I have what I thought was a well-prepared dataset. I wanted to use the Apriori Algorithm in R to look for associations and come up with some rules. I have about 16,000 rows (unique customers) and 179 columns that represent various items/categories. The data looks like this:

     Cat1  Cat2  Cat3  Cat4  Cat5 ... Cat179
     1,     0,    0,    0,    1,  ...  0
     0,     0,    0,    0,    0,  ...  1
     0,     1,    1,    0,    0,  ...  0
     ...

I thought having a comma separated file with binary values (1/0) for each customer and category would do the trick, but after I read in the data using:

data5 = read.csv("Z:/CUST_DM/data_test.txt",header = TRUE,sep=",")

and then run this command:

rules = apriori(data5, parameter = list(supp = .001,conf = 0.8))

I get the following error:

Error in asMethod(object):
column(s) 1, 2, 3, ...178 not logical or a factor. Discretize the columns first.  

I understand Discretize but not in this context I guess. Everything is a 1 or 0. I've even changed the data from INT to CHAR and received the same error.
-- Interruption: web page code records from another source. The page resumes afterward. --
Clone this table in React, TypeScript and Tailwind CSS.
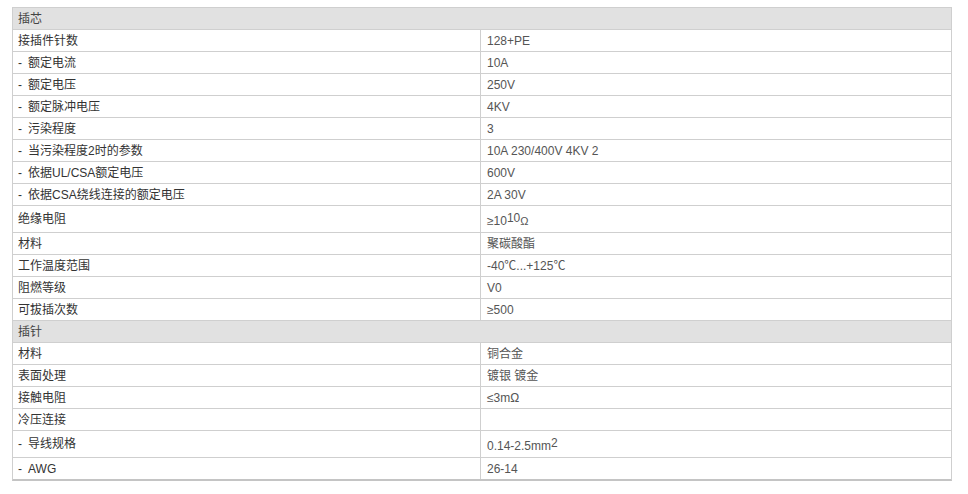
import React from 'react';

type Row =
  | { kind: 'head'; label: string }
  | { kind: 'row'; label: string; value: React.ReactNode; tall?: boolean };

const rows: Row[] = [
  { kind: 'head', label: '插芯' },
  { kind: 'row', label: '接插件针数', value: '128+PE' },
  { kind: 'row', label: '－额定电流', value: '10A' },
  { kind: 'row', label: '－额定电压', value: '250V' },
  { kind: 'row', label: '－额定脉冲电压', value: '4KV' },
  { kind: 'row', label: '－污染程度', value: '3' },
  { kind: 'row', label: '－当污染程度2时的参数', value: '10A 230/400V 4KV 2' },
  { kind: 'row', label: '－依据UL/CSA额定电压', value: '600V' },
  { kind: 'row', label: '－依据CSA绕线连接的额定电压', value: '2A 30V' },
  {
    kind: 'row',
    label: '绝缘电阻',
    tall: true,
    value: (
      <span className="pt-[4px]">
        ≥10<sup className="relative -top-[3px] text-[12px]">10</sup>
        <span className="text-[11px]">Ω</span>
      </span>
    ),
  },
  { kind: 'row', label: '材料', value: '聚碳酸酯' },
  { kind: 'row', label: '工作温度范围', value: '-40℃...+125℃' },
  { kind: 'row', label: '阻燃等级', value: 'V0' },
  { kind: 'row', label: '可拔插次数', value: '≥500' },
  { kind: 'head', label: '插针' },
  { kind: 'row', label: '材料', value: '铜合金' },
  { kind: 'row', label: '表面处理', value: '镀银 镀金' },
  { kind: 'row', label: '接触电阻', value: '≤3mΩ' },
  { kind: 'row', label: '冷压连接', value: '' },
  {
    kind: 'row',
    label: '－导线规格',
    tall: true,
    value: (
      <span className="pt-[4px]">
        0.14-2.5mm<sup className="relative -top-[3px] text-[12px]">2</sup>
      </span>
    ),
  },
  { kind: 'row', label: '－AWG', value: '26-14' },
];

const Dash = ({ label }: { label: string }) =>
  label.startsWith('－') ? (
    <>
      <span className="mr-[6px]">-</span>
      {label.slice(1)}
    </>
  ) : (
    <>{label}</>
  );

export default function App() {
  return (
    <div
      className="min-h-[494px] w-[968px] bg-white pt-[7px] pl-[12px] text-[12px]"
      style={{ fontFamily: '"Liberation Sans", "Noto Sans CJK SC", sans-serif' }}
    >
      <div className="w-[940px] border border-b-2 border-[#cfcfcf] border-b-[#c4c4c4]">
        {rows.map((r, i) => {
          const last = i === rows.length - 1;
          if (r.kind === 'head') {
            return (
              <div
                key={i}
                className="flex h-[22px] items-center border-b border-[#cfcfcf] bg-[#e1e1e1] pl-[5px] text-[#444]"
              >
                {r.label}
              </div>
            );
          }
          return (
            <div
              key={i}
              className={`flex ${
                last ? 'h-[21px]' : r.tall ? 'h-[27px] border-b border-[#cfcfcf]' : 'h-[22px] border-b border-[#cfcfcf]'
              }`}
            >
              <div className="flex w-[468px] items-center border-r border-[#cfcfcf] pl-[5px] text-[#333]">
                <Dash label={r.label} />
              </div>
              <div className="flex flex-1 items-center pl-[6px] text-[#555]">
                {r.value}
              </div>
            </div>
          );
        })}
      </div>
    </div>
  );
}
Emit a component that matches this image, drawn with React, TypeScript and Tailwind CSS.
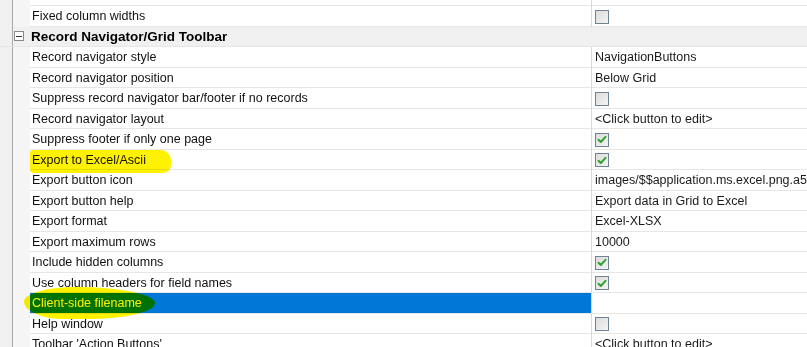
import React from "react";

type Row =
  | { kind: "prop"; name: string; value?: string; check?: boolean; selected?: boolean }
  | { kind: "header"; name: string };

const rows: Row[] = [
  { kind: "prop", name: "Fixed column widths", check: false },
  { kind: "header", name: "Record Navigator/Grid Toolbar" },
  { kind: "prop", name: "Record navigator style", value: "NavigationButtons" },
  { kind: "prop", name: "Record navigator position", value: "Below Grid" },
  { kind: "prop", name: "Suppress record navigator bar/footer if no records", check: false },
  { kind: "prop", name: "Record navigator layout", value: "<Click button to edit>" },
  { kind: "prop", name: "Suppress footer if only one page", check: true },
  { kind: "prop", name: "Export to Excel/Ascii", check: true },
  { kind: "prop", name: "Export button icon", value: "images/$$application.ms.excel.png.a5image" },
  { kind: "prop", name: "Export button help", value: "Export data in Grid to Excel" },
  { kind: "prop", name: "Export format", value: "Excel-XLSX" },
  { kind: "prop", name: "Export maximum rows", value: "10000" },
  { kind: "prop", name: "Include hidden columns", check: true },
  { kind: "prop", name: "Use column headers for field names", check: true },
  { kind: "prop", name: "Client-side filename", value: "", selected: true },
  { kind: "prop", name: "Help window", check: false },
  { kind: "prop", name: "Toolbar 'Action Buttons'", value: "<Click button to edit>" },
];

function CheckBox({ checked }: { checked: boolean }) {
  return (
    <div className="w-[14px] h-[14px] border border-[#6f8396] bg-gradient-to-br from-[#dcdcdc] to-[#f4f4f4] flex items-center justify-center">
      {checked && (
        <svg width="10" height="9" viewBox="0 0 10 9">
          <path d="M1.5 4.8 L3.8 7 L8.5 1.8" stroke="#2ea52e" strokeWidth="2" fill="none" strokeLinecap="round" strokeLinejoin="round" />
        </svg>
      )}
    </div>
  );
}

function Gutter() {
  return (
    <div className="flex shrink-0 h-full">
      <div className="w-[12px] h-full bg-[#f0f0f0]" />
      <div className="w-px h-full bg-[#a9a9a9]" />
      <div className="w-[17px] h-full bg-[#f5f5f5]" />
    </div>
  );
}

export default function App() {
  return (
    <div
      className="relative w-[807px] h-[347px] overflow-hidden bg-white text-[12.5px] text-[#111]"
      style={{ fontFamily: '"Liberation Sans", Arial, sans-serif' }}
    >
      <div className="flex flex-col">
        {/* partial row above */}
        <div className="flex h-[6px]">
          <Gutter />
          <div className="w-[561px] shrink-0 border-b border-[#e6e6e6]" />
          <div className="w-px bg-[#d8d8d8]" />
          <div className="flex-1 border-b border-[#e6e6e6]" />
        </div>
        {rows.map((r, i) =>
          r.kind === "header" ? (
            <div key={i} className="flex h-[20.5px] items-center bg-[#f0f0f0] border-b border-[#e6e6e6]">
              <div className="w-[12px] h-full shrink-0" />
              <div className="w-px h-full bg-[#a9a9a9] shrink-0" />
              <div className="w-[17px] h-full shrink-0 flex items-center justify-start pl-px">
                <div className="w-[10px] h-[10px] border border-[#8a8a8a] bg-white flex items-center justify-center">
                  <div className="w-[6px] h-px bg-[#333]" />
                </div>
              </div>
              <div className="pl-[1px] pt-px font-bold text-[13.5px] text-black">{r.name}</div>
            </div>
          ) : (
            <div key={i} className="flex h-[20.5px]">
              <Gutter />
              <div
                className={`w-[561px] shrink-0 flex items-center pl-[2px] pt-[2px] border-b border-[#e6e6e6] ${
                  r.selected ? "bg-[#0078d7] text-white" : "bg-white"
                }`}
              >
                {r.name}
              </div>
              <div className="w-px bg-[#d8d8d8] shrink-0" />
              <div className="flex-1 flex items-center pl-[3px] pt-[2px] whitespace-nowrap overflow-hidden text-[#1a1a1a] border-b border-[#e6e6e6]">
                {r.check !== undefined ? <CheckBox checked={r.check} /> : r.value}
              </div>
            </div>
          )
        )}
      </div>

      {/* highlighter marks */}
      <div className="absolute left-[30px] top-[150px] w-[141px] h-[23px] bg-[#fff200] mix-blend-multiply rounded-[3px_10px_8px_4px] pointer-events-none" />
      <div className="absolute left-[24px] top-[287px] w-[131px] h-[32px] bg-[#fff200] mix-blend-multiply rounded-[40%_60%_50%_30%/45%_50%_50%_55%] pointer-events-none" />
    </div>
  );
}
I also had the customer ID (unique) as column 1 but I understand that isn't necessary when the data is in this form (flat file). I'm sure there is something obvious I'm missing - I'm new to R.

What am I missing? Thanks for your input.

2
It's really not possible to help you without a reproducible example. It sounds like there's a problem with your data but without being able to reproduce the problem, we can't say what's wrong for sure.MrFlick
Fair enough. Can you tell me this, is the file format of 1's and 0's, comma separated an acceptable format for apriori? And do I need a unique ID column - I understand I do not once it is in flat file format? The answer to those two question will eliminate a few potential problems I think. Thanks.CalData
I solved the problem this way: After reading in the data to R I used lapply() to change the data to factors (I think that's what it does). Then I took that data set and created a data frame from it. Then I was able to apply apriori() successfully.CalData

2 Answers

0
votes

I solved the problem this way: After reading in the data to R I used lapply() to change the data to factors (I think that's what it does). Then I took that data set and created a data frame from it. Then I was able to apply apriori() successfully.

0
votes

Your data is actually already in (dense) matrix format, but read.csv always reads data in as a data.frame. Just coerce the data to a matrix first:

dat <- as.matrix(data5)
rules <- apriori(dat, parameter = list(supp = .001,conf = 0.8))

1s in the data will be interpreted as the presence of the item and 0s as the absence. More information about how to create transactions can be found in the manual page ? transactions.